** Start Dataset content **
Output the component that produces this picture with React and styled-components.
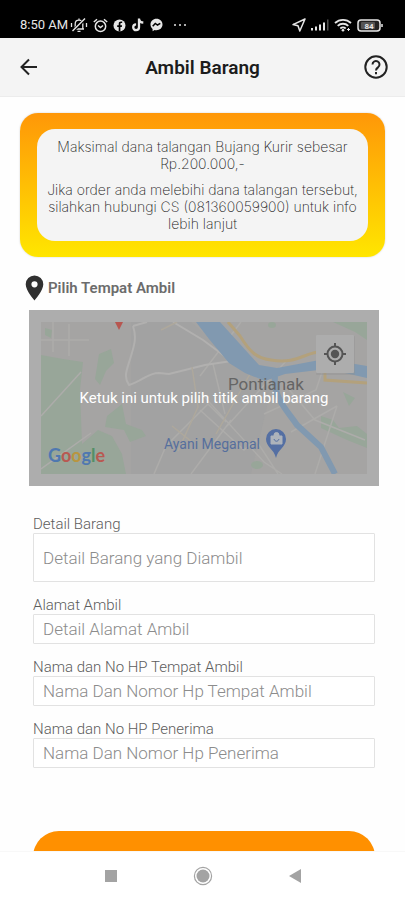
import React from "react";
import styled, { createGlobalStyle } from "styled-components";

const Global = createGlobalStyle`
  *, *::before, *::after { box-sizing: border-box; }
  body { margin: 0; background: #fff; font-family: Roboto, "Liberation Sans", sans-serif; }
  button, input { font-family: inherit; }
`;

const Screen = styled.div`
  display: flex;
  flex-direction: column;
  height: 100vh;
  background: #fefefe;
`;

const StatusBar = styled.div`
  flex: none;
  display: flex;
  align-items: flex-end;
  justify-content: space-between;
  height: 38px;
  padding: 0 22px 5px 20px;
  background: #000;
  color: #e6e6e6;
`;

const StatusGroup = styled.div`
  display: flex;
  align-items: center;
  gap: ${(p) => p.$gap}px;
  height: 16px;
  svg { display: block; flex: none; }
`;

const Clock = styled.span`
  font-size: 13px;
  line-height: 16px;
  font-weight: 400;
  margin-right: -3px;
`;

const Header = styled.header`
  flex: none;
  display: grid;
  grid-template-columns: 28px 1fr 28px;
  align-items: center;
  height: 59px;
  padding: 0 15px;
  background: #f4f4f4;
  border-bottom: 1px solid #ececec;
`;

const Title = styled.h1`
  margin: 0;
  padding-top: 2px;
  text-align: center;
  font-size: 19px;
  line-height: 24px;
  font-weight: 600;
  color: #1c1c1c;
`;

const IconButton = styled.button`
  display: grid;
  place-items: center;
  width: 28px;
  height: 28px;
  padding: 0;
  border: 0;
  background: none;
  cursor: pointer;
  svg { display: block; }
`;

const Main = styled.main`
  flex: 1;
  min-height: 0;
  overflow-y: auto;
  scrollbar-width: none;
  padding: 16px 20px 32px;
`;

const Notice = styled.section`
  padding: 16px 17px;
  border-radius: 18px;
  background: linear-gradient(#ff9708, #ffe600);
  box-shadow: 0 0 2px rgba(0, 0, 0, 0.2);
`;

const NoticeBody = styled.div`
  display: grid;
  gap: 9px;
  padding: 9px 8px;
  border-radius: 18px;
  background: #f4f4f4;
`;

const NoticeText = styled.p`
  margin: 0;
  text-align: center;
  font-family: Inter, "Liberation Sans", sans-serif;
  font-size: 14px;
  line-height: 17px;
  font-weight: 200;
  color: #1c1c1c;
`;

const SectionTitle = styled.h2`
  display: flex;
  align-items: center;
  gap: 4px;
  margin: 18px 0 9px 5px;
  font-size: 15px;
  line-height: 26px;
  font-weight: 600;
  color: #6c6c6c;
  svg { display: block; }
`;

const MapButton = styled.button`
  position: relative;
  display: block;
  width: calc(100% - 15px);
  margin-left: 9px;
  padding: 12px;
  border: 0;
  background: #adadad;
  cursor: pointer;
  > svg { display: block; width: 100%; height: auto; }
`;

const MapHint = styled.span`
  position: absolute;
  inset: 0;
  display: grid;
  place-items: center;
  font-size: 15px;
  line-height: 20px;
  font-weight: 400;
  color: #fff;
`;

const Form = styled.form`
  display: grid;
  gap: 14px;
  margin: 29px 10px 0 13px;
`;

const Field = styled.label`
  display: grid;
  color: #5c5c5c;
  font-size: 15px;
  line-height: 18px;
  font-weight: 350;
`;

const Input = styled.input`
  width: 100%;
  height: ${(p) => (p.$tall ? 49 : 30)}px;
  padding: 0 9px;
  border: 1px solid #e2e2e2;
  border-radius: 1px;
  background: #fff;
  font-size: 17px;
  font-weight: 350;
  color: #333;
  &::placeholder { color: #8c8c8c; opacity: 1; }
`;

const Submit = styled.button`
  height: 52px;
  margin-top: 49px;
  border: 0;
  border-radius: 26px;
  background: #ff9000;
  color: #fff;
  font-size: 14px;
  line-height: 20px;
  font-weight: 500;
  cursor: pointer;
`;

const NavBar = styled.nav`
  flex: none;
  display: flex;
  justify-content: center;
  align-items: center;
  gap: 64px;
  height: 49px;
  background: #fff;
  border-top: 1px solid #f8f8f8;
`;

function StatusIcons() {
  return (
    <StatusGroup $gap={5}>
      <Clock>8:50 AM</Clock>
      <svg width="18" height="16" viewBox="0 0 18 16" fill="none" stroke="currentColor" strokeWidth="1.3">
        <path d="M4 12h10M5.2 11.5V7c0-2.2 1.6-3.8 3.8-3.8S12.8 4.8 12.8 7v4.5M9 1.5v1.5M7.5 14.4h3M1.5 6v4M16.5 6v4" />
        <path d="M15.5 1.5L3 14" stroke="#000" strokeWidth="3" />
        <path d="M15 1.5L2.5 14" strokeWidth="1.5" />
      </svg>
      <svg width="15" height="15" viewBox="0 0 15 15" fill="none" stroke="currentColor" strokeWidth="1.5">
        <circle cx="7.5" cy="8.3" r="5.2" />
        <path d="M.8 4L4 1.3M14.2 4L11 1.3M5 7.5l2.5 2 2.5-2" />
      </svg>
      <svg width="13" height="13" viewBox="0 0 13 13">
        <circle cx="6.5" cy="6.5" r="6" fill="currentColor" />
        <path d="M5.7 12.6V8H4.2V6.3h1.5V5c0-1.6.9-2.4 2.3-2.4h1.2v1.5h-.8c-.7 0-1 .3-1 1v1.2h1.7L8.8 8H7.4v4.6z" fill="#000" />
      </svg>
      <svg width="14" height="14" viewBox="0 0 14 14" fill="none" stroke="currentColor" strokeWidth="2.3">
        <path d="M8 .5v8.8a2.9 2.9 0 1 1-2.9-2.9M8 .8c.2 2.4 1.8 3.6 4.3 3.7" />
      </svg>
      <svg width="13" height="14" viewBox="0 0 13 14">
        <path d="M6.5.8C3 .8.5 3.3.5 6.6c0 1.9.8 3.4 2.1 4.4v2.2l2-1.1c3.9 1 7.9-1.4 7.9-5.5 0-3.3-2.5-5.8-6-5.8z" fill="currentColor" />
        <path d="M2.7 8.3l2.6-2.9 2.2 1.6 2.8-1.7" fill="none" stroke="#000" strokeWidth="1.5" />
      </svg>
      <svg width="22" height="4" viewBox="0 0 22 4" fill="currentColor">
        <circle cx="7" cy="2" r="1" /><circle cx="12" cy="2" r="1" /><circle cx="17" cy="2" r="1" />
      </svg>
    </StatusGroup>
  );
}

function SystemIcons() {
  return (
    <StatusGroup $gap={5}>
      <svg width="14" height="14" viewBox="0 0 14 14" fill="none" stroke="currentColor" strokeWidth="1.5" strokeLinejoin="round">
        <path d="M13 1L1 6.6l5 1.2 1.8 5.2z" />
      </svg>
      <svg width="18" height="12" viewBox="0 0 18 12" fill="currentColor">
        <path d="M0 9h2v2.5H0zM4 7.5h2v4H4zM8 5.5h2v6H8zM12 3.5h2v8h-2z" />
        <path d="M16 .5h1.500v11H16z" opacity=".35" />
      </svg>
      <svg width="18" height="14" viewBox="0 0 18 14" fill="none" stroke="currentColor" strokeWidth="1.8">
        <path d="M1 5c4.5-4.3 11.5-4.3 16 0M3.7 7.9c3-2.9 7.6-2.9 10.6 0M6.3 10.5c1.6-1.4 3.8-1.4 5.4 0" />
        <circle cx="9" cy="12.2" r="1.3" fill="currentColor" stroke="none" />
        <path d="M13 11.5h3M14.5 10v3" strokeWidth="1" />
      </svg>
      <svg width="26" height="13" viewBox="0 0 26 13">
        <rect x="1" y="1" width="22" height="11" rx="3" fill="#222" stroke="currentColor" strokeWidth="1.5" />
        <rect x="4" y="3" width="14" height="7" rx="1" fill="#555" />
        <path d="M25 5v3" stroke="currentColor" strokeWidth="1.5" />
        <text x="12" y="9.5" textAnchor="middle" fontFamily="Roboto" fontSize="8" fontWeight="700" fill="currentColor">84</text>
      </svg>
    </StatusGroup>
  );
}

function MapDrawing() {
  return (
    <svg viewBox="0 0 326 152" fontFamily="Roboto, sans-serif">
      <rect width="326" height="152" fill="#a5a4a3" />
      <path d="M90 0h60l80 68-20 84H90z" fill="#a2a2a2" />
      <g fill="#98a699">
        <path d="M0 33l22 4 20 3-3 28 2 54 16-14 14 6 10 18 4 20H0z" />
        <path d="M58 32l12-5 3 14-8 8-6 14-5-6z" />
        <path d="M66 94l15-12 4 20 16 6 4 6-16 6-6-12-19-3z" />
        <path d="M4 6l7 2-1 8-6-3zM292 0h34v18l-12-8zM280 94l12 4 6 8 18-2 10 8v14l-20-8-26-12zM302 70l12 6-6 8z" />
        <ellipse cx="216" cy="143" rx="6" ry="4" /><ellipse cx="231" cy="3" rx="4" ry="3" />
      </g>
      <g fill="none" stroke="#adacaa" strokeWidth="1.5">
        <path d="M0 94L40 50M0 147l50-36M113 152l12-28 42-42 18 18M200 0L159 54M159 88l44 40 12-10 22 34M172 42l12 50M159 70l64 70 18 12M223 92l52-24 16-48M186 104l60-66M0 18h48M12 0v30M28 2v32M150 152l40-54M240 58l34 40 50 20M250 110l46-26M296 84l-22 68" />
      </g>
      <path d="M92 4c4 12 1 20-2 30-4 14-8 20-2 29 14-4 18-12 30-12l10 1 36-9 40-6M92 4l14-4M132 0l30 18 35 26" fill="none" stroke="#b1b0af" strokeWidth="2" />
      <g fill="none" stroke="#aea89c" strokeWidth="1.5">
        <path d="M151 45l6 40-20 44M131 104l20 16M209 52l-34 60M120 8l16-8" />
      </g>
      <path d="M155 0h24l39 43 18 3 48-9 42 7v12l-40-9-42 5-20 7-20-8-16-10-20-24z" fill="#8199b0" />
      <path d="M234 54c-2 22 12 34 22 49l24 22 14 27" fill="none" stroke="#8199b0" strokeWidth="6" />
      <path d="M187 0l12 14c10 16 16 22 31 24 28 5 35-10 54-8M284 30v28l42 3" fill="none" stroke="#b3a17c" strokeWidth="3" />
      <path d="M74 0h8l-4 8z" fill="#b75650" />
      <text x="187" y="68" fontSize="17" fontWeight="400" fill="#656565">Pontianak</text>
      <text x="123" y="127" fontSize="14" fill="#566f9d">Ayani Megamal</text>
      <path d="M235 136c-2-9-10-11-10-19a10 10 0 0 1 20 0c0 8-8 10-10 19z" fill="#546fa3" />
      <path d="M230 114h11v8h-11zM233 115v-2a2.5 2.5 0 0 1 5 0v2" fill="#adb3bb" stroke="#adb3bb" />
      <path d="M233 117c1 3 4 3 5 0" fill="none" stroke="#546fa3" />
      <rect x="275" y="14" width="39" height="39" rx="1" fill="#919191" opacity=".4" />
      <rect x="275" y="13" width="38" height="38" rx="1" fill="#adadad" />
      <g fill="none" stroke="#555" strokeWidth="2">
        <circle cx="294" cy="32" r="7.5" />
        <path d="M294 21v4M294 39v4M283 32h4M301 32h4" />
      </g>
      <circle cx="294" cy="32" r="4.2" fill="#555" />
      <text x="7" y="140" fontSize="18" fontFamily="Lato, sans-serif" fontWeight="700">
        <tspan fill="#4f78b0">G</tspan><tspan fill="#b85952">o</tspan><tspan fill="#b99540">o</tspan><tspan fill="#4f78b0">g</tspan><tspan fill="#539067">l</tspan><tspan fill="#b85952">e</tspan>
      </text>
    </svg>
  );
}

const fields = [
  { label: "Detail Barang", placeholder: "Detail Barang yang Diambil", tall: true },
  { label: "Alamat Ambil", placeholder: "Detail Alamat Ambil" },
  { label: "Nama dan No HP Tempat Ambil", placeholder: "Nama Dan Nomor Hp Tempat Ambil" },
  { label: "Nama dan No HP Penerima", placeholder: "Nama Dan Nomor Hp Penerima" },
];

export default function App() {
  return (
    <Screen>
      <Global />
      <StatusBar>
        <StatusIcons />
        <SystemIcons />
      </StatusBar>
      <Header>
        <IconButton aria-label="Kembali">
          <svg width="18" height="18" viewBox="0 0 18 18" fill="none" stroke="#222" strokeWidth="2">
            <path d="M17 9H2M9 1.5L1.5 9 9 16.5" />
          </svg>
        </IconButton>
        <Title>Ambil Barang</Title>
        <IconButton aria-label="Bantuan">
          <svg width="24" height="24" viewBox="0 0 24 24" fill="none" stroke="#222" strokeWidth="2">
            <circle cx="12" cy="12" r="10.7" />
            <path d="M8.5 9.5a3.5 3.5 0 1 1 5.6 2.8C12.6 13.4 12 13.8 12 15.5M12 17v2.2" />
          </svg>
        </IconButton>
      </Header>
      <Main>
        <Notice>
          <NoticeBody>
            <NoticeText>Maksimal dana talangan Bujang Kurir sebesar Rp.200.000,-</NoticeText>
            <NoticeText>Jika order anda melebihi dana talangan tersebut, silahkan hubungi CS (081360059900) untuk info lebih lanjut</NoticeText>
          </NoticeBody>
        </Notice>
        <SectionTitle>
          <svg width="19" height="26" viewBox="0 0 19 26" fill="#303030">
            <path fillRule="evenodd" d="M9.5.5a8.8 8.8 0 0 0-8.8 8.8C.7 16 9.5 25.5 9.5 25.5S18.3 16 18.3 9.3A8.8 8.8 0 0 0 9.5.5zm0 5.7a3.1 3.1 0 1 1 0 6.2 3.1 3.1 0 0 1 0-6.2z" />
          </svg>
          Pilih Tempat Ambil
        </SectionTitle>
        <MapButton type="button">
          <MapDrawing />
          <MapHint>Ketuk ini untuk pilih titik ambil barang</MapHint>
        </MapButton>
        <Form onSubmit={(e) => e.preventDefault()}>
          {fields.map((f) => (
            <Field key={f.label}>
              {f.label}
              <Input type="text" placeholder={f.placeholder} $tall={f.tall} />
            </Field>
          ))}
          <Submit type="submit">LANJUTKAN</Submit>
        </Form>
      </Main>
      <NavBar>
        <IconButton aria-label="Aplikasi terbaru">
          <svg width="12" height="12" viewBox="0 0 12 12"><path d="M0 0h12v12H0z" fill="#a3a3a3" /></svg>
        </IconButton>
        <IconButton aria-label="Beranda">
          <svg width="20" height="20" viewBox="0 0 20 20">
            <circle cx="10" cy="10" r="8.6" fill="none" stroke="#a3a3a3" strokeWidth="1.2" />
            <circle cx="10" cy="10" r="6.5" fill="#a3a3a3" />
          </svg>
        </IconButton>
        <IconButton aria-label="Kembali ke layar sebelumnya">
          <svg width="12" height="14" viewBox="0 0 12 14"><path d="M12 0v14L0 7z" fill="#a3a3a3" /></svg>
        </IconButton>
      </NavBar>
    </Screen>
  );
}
** End Dataset content **
● **Aim**
Figure out how many lines of the data above include "components", then give the number and nothing more.

● **Exercise output**
2